[Rows from a dataset of pages and code]
□ □ □

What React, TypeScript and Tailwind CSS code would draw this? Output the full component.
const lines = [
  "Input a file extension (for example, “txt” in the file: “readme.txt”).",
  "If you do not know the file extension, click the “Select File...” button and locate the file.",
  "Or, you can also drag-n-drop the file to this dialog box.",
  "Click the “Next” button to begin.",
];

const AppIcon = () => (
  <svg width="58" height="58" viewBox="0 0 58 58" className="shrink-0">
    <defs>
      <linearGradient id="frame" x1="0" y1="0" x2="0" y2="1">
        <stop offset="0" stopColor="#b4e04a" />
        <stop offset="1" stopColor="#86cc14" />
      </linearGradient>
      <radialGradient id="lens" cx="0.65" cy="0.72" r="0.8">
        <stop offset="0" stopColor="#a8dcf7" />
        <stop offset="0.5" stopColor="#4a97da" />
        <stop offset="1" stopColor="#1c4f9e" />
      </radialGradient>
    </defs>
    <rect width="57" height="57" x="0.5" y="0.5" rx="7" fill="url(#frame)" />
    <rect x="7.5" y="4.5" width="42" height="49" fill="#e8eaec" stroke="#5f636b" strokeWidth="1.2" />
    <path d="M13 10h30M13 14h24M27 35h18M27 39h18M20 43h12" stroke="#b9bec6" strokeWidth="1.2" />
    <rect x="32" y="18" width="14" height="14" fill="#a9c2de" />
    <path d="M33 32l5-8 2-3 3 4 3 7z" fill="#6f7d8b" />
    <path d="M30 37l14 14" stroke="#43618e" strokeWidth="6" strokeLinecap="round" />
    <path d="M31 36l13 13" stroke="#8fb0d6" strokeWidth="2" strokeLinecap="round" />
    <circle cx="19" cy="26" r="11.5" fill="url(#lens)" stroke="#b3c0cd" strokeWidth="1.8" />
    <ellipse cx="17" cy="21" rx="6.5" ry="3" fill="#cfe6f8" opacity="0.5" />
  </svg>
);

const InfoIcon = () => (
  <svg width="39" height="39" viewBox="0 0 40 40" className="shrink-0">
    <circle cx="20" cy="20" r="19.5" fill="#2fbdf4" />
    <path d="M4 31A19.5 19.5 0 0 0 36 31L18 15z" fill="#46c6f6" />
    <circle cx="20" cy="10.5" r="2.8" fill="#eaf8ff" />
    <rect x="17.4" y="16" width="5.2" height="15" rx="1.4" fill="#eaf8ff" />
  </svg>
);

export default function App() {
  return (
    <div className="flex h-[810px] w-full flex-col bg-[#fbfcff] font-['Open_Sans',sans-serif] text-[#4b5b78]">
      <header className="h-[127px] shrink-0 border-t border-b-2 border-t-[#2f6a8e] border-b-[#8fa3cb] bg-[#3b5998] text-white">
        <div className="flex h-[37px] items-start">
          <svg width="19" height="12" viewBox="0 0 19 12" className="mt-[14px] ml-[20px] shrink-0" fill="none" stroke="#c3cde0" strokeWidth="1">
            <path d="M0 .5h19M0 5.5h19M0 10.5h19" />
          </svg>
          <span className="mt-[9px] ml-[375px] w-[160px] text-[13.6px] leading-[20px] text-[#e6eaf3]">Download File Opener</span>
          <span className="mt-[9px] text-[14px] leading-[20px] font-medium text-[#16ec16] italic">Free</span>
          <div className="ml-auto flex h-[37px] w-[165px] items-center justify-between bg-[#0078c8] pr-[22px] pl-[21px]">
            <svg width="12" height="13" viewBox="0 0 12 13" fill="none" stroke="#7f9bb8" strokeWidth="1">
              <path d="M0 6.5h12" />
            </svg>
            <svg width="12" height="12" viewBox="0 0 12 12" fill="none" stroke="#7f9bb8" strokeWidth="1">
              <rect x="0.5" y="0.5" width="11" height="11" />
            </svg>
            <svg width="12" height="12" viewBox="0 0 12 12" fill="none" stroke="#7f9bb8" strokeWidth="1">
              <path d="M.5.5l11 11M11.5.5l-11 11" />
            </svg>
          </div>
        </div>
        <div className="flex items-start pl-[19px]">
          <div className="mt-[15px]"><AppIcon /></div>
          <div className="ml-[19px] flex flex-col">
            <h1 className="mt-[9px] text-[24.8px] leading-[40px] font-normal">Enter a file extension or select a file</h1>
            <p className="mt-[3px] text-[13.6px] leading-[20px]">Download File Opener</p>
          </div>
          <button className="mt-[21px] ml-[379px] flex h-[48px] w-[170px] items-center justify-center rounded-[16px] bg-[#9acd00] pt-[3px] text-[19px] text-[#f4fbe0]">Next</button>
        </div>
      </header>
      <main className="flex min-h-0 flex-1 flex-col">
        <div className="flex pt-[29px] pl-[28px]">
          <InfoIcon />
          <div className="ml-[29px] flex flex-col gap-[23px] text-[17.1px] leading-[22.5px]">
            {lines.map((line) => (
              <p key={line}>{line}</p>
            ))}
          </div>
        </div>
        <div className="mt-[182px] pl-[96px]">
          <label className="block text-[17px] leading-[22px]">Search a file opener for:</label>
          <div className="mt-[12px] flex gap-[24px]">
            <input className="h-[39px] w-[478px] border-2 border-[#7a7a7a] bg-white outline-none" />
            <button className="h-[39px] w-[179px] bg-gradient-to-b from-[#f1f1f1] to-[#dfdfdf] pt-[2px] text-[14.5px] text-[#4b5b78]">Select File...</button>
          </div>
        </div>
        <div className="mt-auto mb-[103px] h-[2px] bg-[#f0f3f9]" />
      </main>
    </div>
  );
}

□ □ □

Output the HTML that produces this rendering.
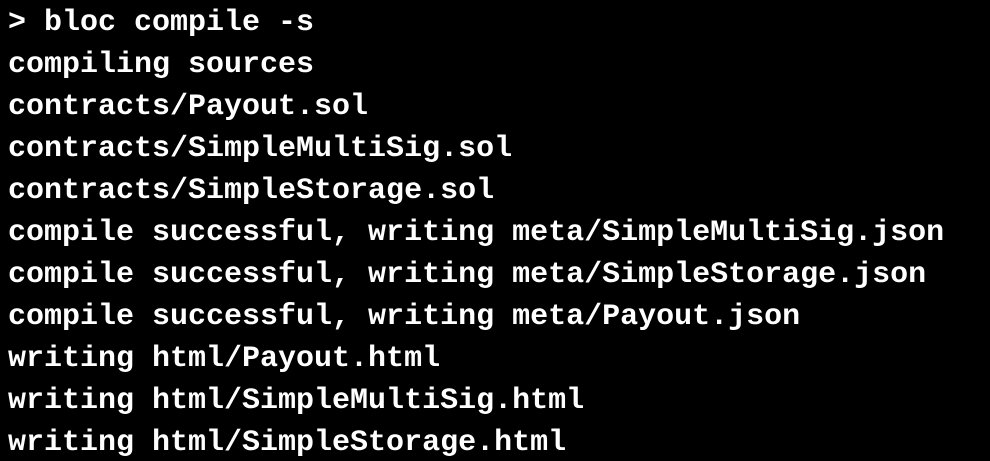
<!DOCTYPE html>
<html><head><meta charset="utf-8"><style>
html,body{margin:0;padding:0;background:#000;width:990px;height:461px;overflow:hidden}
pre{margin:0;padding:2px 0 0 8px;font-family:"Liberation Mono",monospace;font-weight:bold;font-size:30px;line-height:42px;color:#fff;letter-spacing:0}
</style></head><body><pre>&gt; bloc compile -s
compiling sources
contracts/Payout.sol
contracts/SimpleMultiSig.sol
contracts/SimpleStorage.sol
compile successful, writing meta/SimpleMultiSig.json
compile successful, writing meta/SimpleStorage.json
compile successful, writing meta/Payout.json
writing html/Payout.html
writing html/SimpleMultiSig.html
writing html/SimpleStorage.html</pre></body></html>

□ □ □

### TASK DIRECTIONS
In the listing above, find the line containing "Output the HTML that produces this rendering." and the line containing "writing html/SimpleStorage.html</pre></body></html>". Print those two lines and every line between them exactly, with no pictures.

### ANSWER FOR THIS EXERCISE
Output the HTML that produces this rendering.
<!DOCTYPE html>
<html><head><meta charset="utf-8"><style>
html,body{margin:0;padding:0;background:#000;width:990px;height:461px;overflow:hidden}
pre{margin:0;padding:2px 0 0 8px;font-family:"Liberation Mono",monospace;font-weight:bold;font-size:30px;line-height:42px;color:#fff;letter-spacing:0}
</style></head><body><pre>&gt; bloc compile -s
compiling sources
contracts/Payout.sol
contracts/SimpleMultiSig.sol
contracts/SimpleStorage.sol
compile successful, writing meta/SimpleMultiSig.json
compile successful, writing meta/SimpleStorage.json
compile successful, writing meta/Payout.json
writing html/Payout.html
writing html/SimpleMultiSig.html
writing html/SimpleStorage.html</pre></body></html>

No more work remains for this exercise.